Ang’s own perspective also extends to his duties as President Advisor of the Restaurant Association of Singapore. The JUMBO Group CEO is all too willing to share trade information with its members, even if some are direct competitors. “I regard other restaurateurs as friends because when the industry is faced with challenges, it is easier to come together and solve problems,” Ang reveals.
Indeed, some of JUMBO Group’s brand expansion strategies have been the result of cooperation with direct competitors. Singapore Seafood Republic, spearheaded by Ang and designed to showcase Singapore-style seafood cuisine to the world, is a collaboration between restaurant groups Tung Lok Seafood, The Seafood International Market & Restaurant and Palm Beach Seafood. In addition, JUMBO did rigorous market studies to help support the company’s strategic development in the Shanghai market.
Future of Jumbo Seafood
While JUMBO acknowledges that the high business costs, shortage of skilled workers and intense competition remain challenges in the competitive Singaporean market, the company is taking an optimistic view. “We see it as an opportunity to allow ourselves to differentiate ourselves,” Ang assures.
The company’s cautiousness that has defined JUMBO Group from the days Ang took over, defines its outlook. “We are careful on the selection of the countries we intend to enter into.

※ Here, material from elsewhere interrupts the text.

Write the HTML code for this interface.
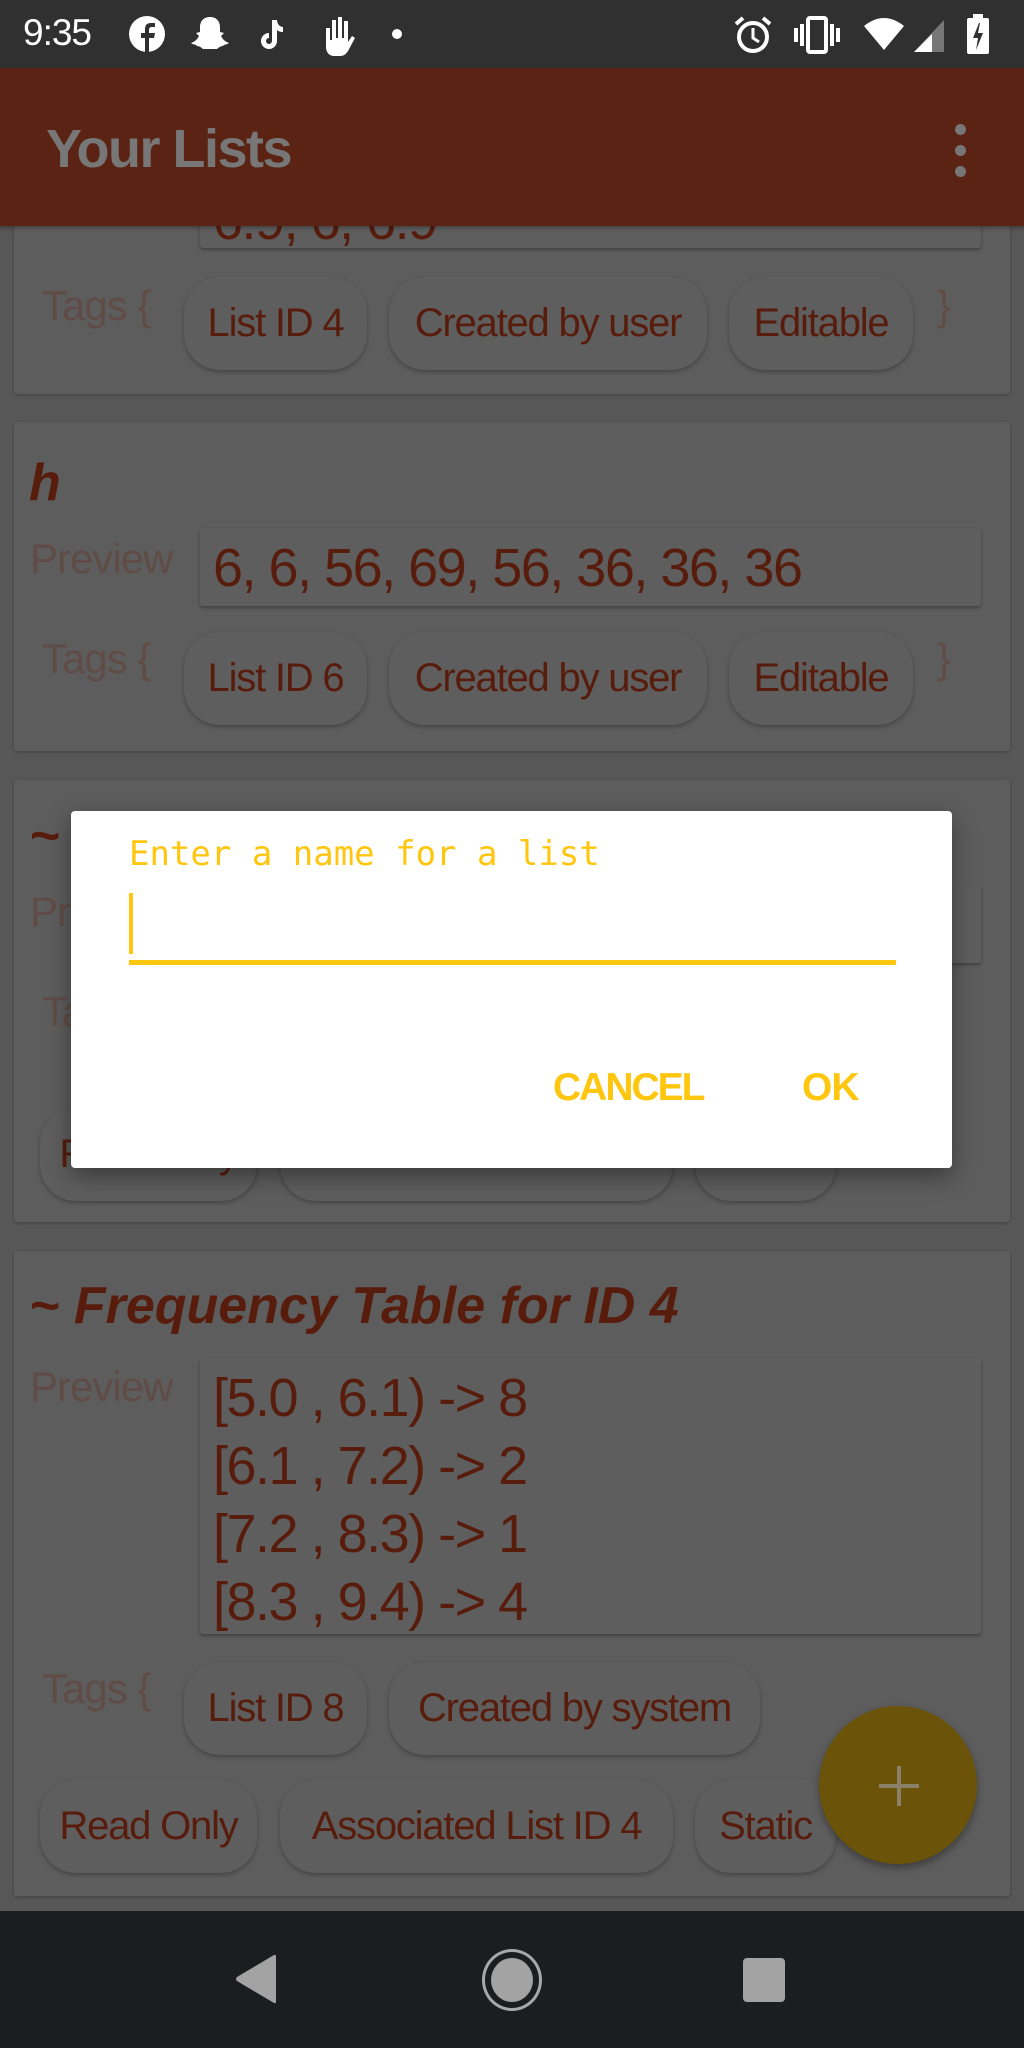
<!DOCTYPE html>
<html><head><meta charset="utf-8"><style>
*{margin:0;padding:0;box-sizing:border-box}
body{width:1024px;height:2048px;background:#575757;position:relative;overflow:hidden;font-family:"Liberation Sans",sans-serif}
.a{position:absolute}
.card{position:absolute;left:14px;width:996px;background:#5d5d5d;border-radius:3px;box-shadow:0 1px 3px rgba(0,0,0,.25)}
.chip{position:absolute;height:93px;border-radius:36px;background:#5e5e5e;box-shadow:0 2px 4px rgba(0,0,0,.28);color:#581c0d;font-size:40px;letter-spacing:-1.2px;line-height:93px;text-align:center;white-space:nowrap}
.box{position:absolute;left:200px;width:781px;background:#5e5e5e;box-shadow:0 2px 3px rgba(0,0,0,.3);border-radius:3px;color:#581c0d;font-size:54px;letter-spacing:-1.5px}
.lbl{position:absolute;color:#604c47;font-size:42px;letter-spacing:-1px;white-space:nowrap}
.ttl{position:absolute;color:#581c0d;font-weight:bold;font-style:italic;font-size:52px;white-space:nowrap}
</style></head><body>
<div class="a" style="left:0;top:0;width:1024px;height:68px;background:#303030"></div>
<div class="a" style="left:23px;top:12px;color:#fff;font-size:37px;letter-spacing:-1px">9:35</div>
<svg class="a" style="left:128px;top:15px" width="38" height="38" viewBox="0 0 38 38"><circle cx="19" cy="19" r="18" fill="#fff"/><path d="M21 37V23h5l1-5h-6v-3c0-2 1-3 3-3h3V8h-4c-4 0-6 2-6 6v4h-4v5h4v14z" fill="#303030"/></svg>
<svg class="a" style="left:190px;top:14px" width="40" height="40" viewBox="0 0 40 40"><path d="M20 3c-7 0-10 5-10 10v5l-4 1 3 3c-2 4-5 6-8 7 2 2 5 1 6 3 2 0 4 1 6 3h14c2-2 4-3 6-3 1-2 4-1 6-3-3-1-6-3-8-7l3-3-4-1v-5c0-5-3-10-10-10z" fill="#fff"/></svg>
<svg class="a" style="left:258px;top:18px" width="26" height="32" viewBox="0 0 26 32"><path d="M14 2h5c0 4 3 7 6 7v5c-3 0-5-1-6-2v11a8 8 0 1 1-8-8v5a3 3 0 1 0 3 3z" fill="#fff"/></svg>
<svg class="a" style="left:318px;top:14px" width="40" height="42" viewBox="0 0 40 42"><path d="M8 14h4v12h2V6h4v18h2V3h4v21h2V7h4v21l4-6 3 2-7 13c-2 3-4 5-8 5h-6c-5 0-8-4-8-9z" fill="#fff"/></svg>
<div class="a" style="left:392px;top:29px;width:10px;height:10px;border-radius:50%;background:#fff"></div>
<svg class="a" style="left:733px;top:15px" width="40" height="40" viewBox="0 0 40 40"><circle cx="20" cy="22" r="14" fill="none" stroke="#fff" stroke-width="4"/><path d="M20 13v10l6 4" stroke="#fff" stroke-width="3" fill="none"/><path d="M3 9l7-6M37 9l-7-6" stroke="#fff" stroke-width="4"/></svg>
<svg class="a" style="left:794px;top:16px" width="46" height="38" viewBox="0 0 46 38"><rect x="14" y="2" width="18" height="34" rx="2" fill="none" stroke="#fff" stroke-width="4"/><path d="M8 8v22M2 12v14M38 8v22M44 12v14" stroke="#fff" stroke-width="4"/></svg>
<svg class="a" style="left:862px;top:16px" width="44" height="36" viewBox="0 0 44 36"><path d="M2 10Q22-6 42 10L22 34z" fill="#fff"/></svg>
<svg class="a" style="left:912px;top:18px" width="34" height="36" viewBox="0 0 34 36"><path d="M32 2v32H2z" fill="#777"/><path d="M20 16v18H2z" fill="#fff"/></svg>
<svg class="a" style="left:966px;top:14px" width="24" height="40" viewBox="0 0 24 40"><rect x="7" y="0" width="10" height="4" fill="#fff"/><rect x="1" y="4" width="22" height="36" rx="2" fill="#fff"/><path d="M13 9l-6 15h5l-2 12 7-17h-5l2-10z" fill="#303030"/></svg>
<div class="card" style="top:150px;height:244px"></div>
<div class="box" style="top:170px;height:78px;line-height:54px;padding:24px 0 0 13px;overflow:hidden">6.9, 6, 6.9</div>
<div class="lbl" style="left:42px;top:282px">Tags {</div>
<div class="chip" style="left:184px;top:277px;width:183px">List ID 4</div>
<div class="chip" style="left:389px;top:277px;width:318px">Created by user</div>
<div class="chip" style="left:729px;top:277px;width:184px">Editable</div>
<div class="lbl" style="left:937px;top:282px">}</div>
<div class="a" style="left:0;top:68px;width:1024px;height:158px;background:#5a2314;box-shadow:0 2px 4px rgba(0,0,0,.3)"></div>
<div class="a" style="left:46px;top:118px;color:#777;font-size:54px;font-weight:bold;letter-spacing:-1.5px">Your Lists</div>
<div class="a" style="left:955px;top:124px;width:11px;height:11px;border-radius:50%;background:#777"></div>
<div class="a" style="left:955px;top:145px;width:11px;height:11px;border-radius:50%;background:#777"></div>
<div class="a" style="left:955px;top:166px;width:11px;height:11px;border-radius:50%;background:#777"></div>
<div class="card" style="top:422px;height:329px"></div>
<div class="ttl" style="left:29px;top:453px">h</div>
<div class="lbl" style="left:30px;top:535px">Preview</div>
<div class="box" style="top:528px;height:78px;line-height:80px;padding-left:13px">6, 6, 56, 69, 56, 36, 36, 36</div>
<div class="lbl" style="left:42px;top:635px">Tags {</div>
<div class="chip" style="left:184px;top:632px;width:183px">List ID 6</div>
<div class="chip" style="left:389px;top:632px;width:318px">Created by user</div>
<div class="chip" style="left:729px;top:632px;width:184px">Editable</div>
<div class="lbl" style="left:937px;top:635px">}</div>
<div class="card" style="top:780px;height:442px"></div>
<div class="ttl" style="left:29px;top:806px">~</div>
<div class="lbl" style="left:30px;top:888px">Preview</div>
<div class="box" style="top:884px;height:79px"></div>
<div class="lbl" style="left:42px;top:988px">Tags {</div>
<div class="chip" style="left:40px;top:1108px;width:217px">Read Only</div>
<div class="chip" style="left:280px;top:1108px;width:393px">Associated List ID 4</div>
<div class="chip" style="left:695px;top:1108px;width:141px">Static</div>
<div class="card" style="top:1251px;height:645px"></div>
<div class="ttl" style="left:29px;top:1276px">~ Frequency Table for ID 4</div>
<div class="lbl" style="left:30px;top:1363px">Preview</div>
<div class="box" style="top:1358px;height:276px;padding:6px 0 0 13px;line-height:68px">[5.0 , 6.1) -&gt; 8<br>[6.1 , 7.2) -&gt; 2<br>[7.2 , 8.3) -&gt; 1<br>[8.3 , 9.4) -&gt; 4</div>
<div class="lbl" style="left:42px;top:1665px">Tags {</div>
<div class="chip" style="left:184px;top:1662px;width:183px">List ID 8</div>
<div class="chip" style="left:389px;top:1662px;width:371px">Created by system</div>
<div class="chip" style="left:40px;top:1780px;width:217px">Read Only</div>
<div class="chip" style="left:280px;top:1780px;width:393px">Associated List ID 4</div>
<div class="chip" style="left:695px;top:1780px;width:141px">Static</div>
<div class="a" style="left:819px;top:1706px;width:158px;height:158px;border-radius:50%;background:#6b540a;box-shadow:0 4px 8px rgba(0,0,0,.35)"></div>
<div class="a" style="left:879px;top:1784px;width:40px;height:4px;background:#8a8266"></div>
<div class="a" style="left:897px;top:1766px;width:4px;height:40px;background:#8a8266"></div>
<div class="a" style="left:0;top:1911px;width:1024px;height:137px;background:#1b1e1f"></div>
<svg class="a" style="left:234px;top:1953px" width="44" height="52" viewBox="0 0 44 52"><path d="M40 2Q42 1 42 4V48Q42 51 40 50L3 28Q1 26 3 24z" fill="#a3a3a3"/></svg>
<div class="a" style="left:482px;top:1949px;width:60px;height:62px;border-radius:50%;border:3px solid #a8a8a8"></div>
<div class="a" style="left:491px;top:1958px;width:42px;height:44px;border-radius:50%;background:#a3a3a3"></div>
<div class="a" style="left:743px;top:1958px;width:42px;height:44px;border-radius:4px;background:#a3a3a3"></div>
<div class="a" style="left:71px;top:811px;width:881px;height:357px;background:#fff;border-radius:4px;box-shadow:0 8px 24px rgba(0,0,0,.4)"></div>
<div class="a" style="left:129px;top:834px;color:#ffc60f;font-family:'DejaVu Sans Mono','Liberation Mono',monospace;font-size:34px;white-space:pre">Enter a name for a list</div>
<div class="a" style="left:129px;top:893px;width:4px;height:61px;background:#ffc60f"></div>
<div class="a" style="left:129px;top:960px;width:767px;height:5px;background:#ffc60f"></div>
<div class="a" style="left:553px;top:1066px;color:#ffc60f;font-size:39px;font-weight:bold;letter-spacing:-2px">CANCEL</div>
<div class="a" style="left:802px;top:1066px;color:#ffc60f;font-size:39px;font-weight:bold;letter-spacing:-1px">OK</div>
</body></html>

Once we have selected our geographical area of expansion, we stay focused on that market.” In fact, JUMBO Seafood’s first restaurant in Shanghai, China was met with great response and accolades, including being listed as one of Best 50 Restaurants in Beijing and Shanghai by Shangliu Tatler. The company intends to introduce other dining concepts in Shanghai before moving to other parts of the country.
Back home, JUMBO Group has expanded beyond its eponymous seafood restaurant into a myriad of concepts ranging from Singaporean classics such as NG AH SIO Bak Kut Teh and JPOT – Hotpot Singapore Style, to Japanese ramen with YOSHIMARU Ramen Bar.
“I always think of the business from the customer’s point of view and what I would like if I were the customer,” Ang concludes.